C++: disambiguate this code at compile time?

Question

i tried to find a way to disambiguate this code (at compile time) (since two days :-) -> get_value is ambugiuous.

#include <iostream>

template <typename T>
struct type2type {};

template<class T, int val>
struct BASE
{
  static constexpr int get_value ( type2type< T > )
  {
    return val;
  }
};

class X {};
class Y {};

struct A :
  public BASE< X, 1 >,
  public BASE< Y, 0 >
{};

int main ( int argc, char **argv )
{
  A a {};
  std::cout << a.get_value ( type2type< X >{} ) << std::endl;
}

This is a working runtime solution.

#include <iostream>

template <typename T>
struct type2type {};

template<class T>
struct VIRTUAL
{
  int get_value () const
  {
    return get_value_from_BASE ( type2type< T > {} );
  }
private:
  virtual int get_value_from_BASE ( type2type< T > ) const = 0;
};

template<class T, int val>
class BASE :
  public VIRTUAL< T >
{
  virtual int get_value_from_BASE ( type2type< T > ) const override
  {
    return val;
  }
};

class X {};
class Y {};

struct A :
  public BASE< X, 1 >,
  public BASE< Y, 0 >
{};

int main ( int argc, char **argv )
{
  A a {};
  std::cout << a.::VIRTUAL< X >::get_value () << std::endl;
}

Is there a solution?

Note: a possible way that i found is over std::is_base_of<>, but this is very limited ( template instantiation depth )

Answer 1

This is an ambiguous name lookup, which in the case of multiple inheritance hides the names in the look-up.
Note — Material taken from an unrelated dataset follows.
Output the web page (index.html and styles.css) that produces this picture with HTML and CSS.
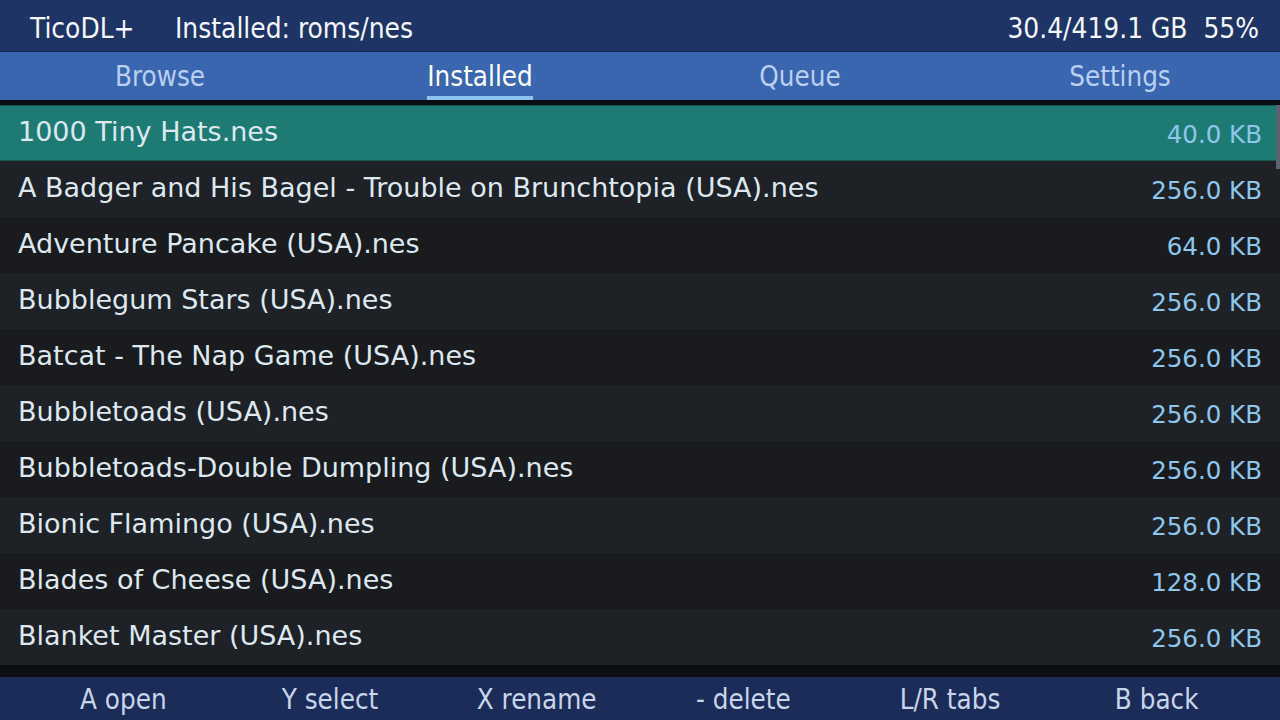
FILE: index.html
```html
<!DOCTYPE html>
<html lang="en">
<head>
    <meta charset="UTF-8">
    <title>TicoDL+</title>
    <link rel="stylesheet" href="styles.css">
</head>
<body>
    <header class="topbar">
        <div class="title">TicoDL+</div>
        <div class="path">Installed: roms/nes</div>
        <div class="storage">30.4/419.1 GB&nbsp;&nbsp;55%</div>
    </header>

    <nav class="tabs">
        <div class="tab"><span>Browse</span></div>
        <div class="tab active"><span>Installed</span></div>
        <div class="tab"><span>Queue</span></div>
        <div class="tab"><span>Settings</span></div>
    </nav>

    <main class="list">
        <div class="row selected"><span class="name">1000 Tiny Hats.nes</span><span class="size">40.0 KB</span></div>
        <div class="row"><span class="name">A Badger and His Bagel - Trouble on Brunchtopia (USA).nes</span><span class="size">256.0 KB</span></div>
        <div class="row"><span class="name">Adventure Pancake (USA).nes</span><span class="size">64.0 KB</span></div>
        <div class="row"><span class="name">Bubblegum Stars (USA).nes</span><span class="size">256.0 KB</span></div>
        <div class="row"><span class="name">Batcat - The Nap Game (USA).nes</span><span class="size">256.0 KB</span></div>
        <div class="row"><span class="name">Bubbletoads (USA).nes</span><span class="size">256.0 KB</span></div>
        <div class="row"><span class="name">Bubbletoads-Double Dumpling (USA).nes</span><span class="size">256.0 KB</span></div>
        <div class="row"><span class="name">Bionic Flamingo (USA).nes</span><span class="size">256.0 KB</span></div>
        <div class="row"><span class="name">Blades of Cheese (USA).nes</span><span class="size">128.0 KB</span></div>
        <div class="row"><span class="name">Blanket Master (USA).nes</span><span class="size">256.0 KB</span></div>
        <div class="scrollbar"></div>
    </main>

    <footer class="hints">
        <div>A open</div>
        <div>Y select</div>
        <div>X rename</div>
        <div>- delete</div>
        <div>L/R tabs</div>
        <div>B back</div>
    </footer>
</body>
</html>
```

FILE: styles.css
```css
html, body {
    margin: 0;
    padding: 0;
    width: 1280px;
    height: 720px;
    overflow: hidden;
    background-color: #0d0e11;
}

.topbar, .tabs, .hints {
    font-family: "Liberation Sans Narrow", "DejaVu Sans Condensed", sans-serif;
}

.topbar {
    height: 52px;
    box-sizing: border-box;
    border-bottom: 1px solid #17294f;
    background-color: #1e3464;
    color: #f4f7fb;
    display: flex;
    align-items: center;
    padding: 5px 21px 0 30px;
    font-size: 27.8px;
}

.title {
    width: 145px;
}

.storage {
    margin-left: auto;
}

.tabs {
    height: 48px;
    background-color: #3a66b0;
    display: grid;
    grid-template-columns: repeat(4, 1fr);
    border-bottom: 5px solid #0b0d14;
}

.tab {
    display: flex;
    justify-content: center;
    font-size: 27.5px;
    color: #b9d0ef;
}

.tab span {
    padding-top: 8px;
    height: 38px;
    box-sizing: border-box;
}

.tab.active span {
    color: #ffffff;
    height: 100%;
    border-bottom: 4px solid #8ec3f2;
}

.list {
    position: relative;
    font-family: "DejaVu Sans", sans-serif;
    font-size: 27px;
}

.row {
    height: 56px;
    display: flex;
    align-items: center;
    justify-content: space-between;
    padding: 0 18px 0 18px;
    box-sizing: border-box;
    background-color: #191b1f;
    color: #dde8ef;
}

.row:nth-child(even) {
    background-color: #1e2126;
}

.row.selected {
    background-color: #1e7b74;
    border-top: 1px solid #18554f;
    border-bottom: 1px solid #18554f;
}

.name {
    padding-bottom: 4px;
}

.size {
    font-size: 24.5px;
    padding-top: 2px;
    color: #8ec6ec;
}

.scrollbar {
    position: absolute;
    top: 0;
    right: 0;
    width: 4px;
    height: 64px;
    background-color: #5c6270;
}

.hints {
    position: absolute;
    left: 0;
    bottom: 0;
    width: 100%;
    height: 43px;
    box-sizing: border-box;
    padding: 0 20px;
    background-color: #1c2c58;
    display: grid;
    grid-template-columns: repeat(6, 1fr);
    align-items: center;
    text-align: center;
    font-size: 27.5px;
    color: #c9d5ea;
}
```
It doesn't even get to checking which overload to use.

You can fix this by adding the following to struct A's definition:

using BASE<X,1>::get_value;
using BASE<Y,0>::get_value;

These two statements add the name get_value from both base classes to A, and thus the compiler can then move on with its dreary life and check them as overloads.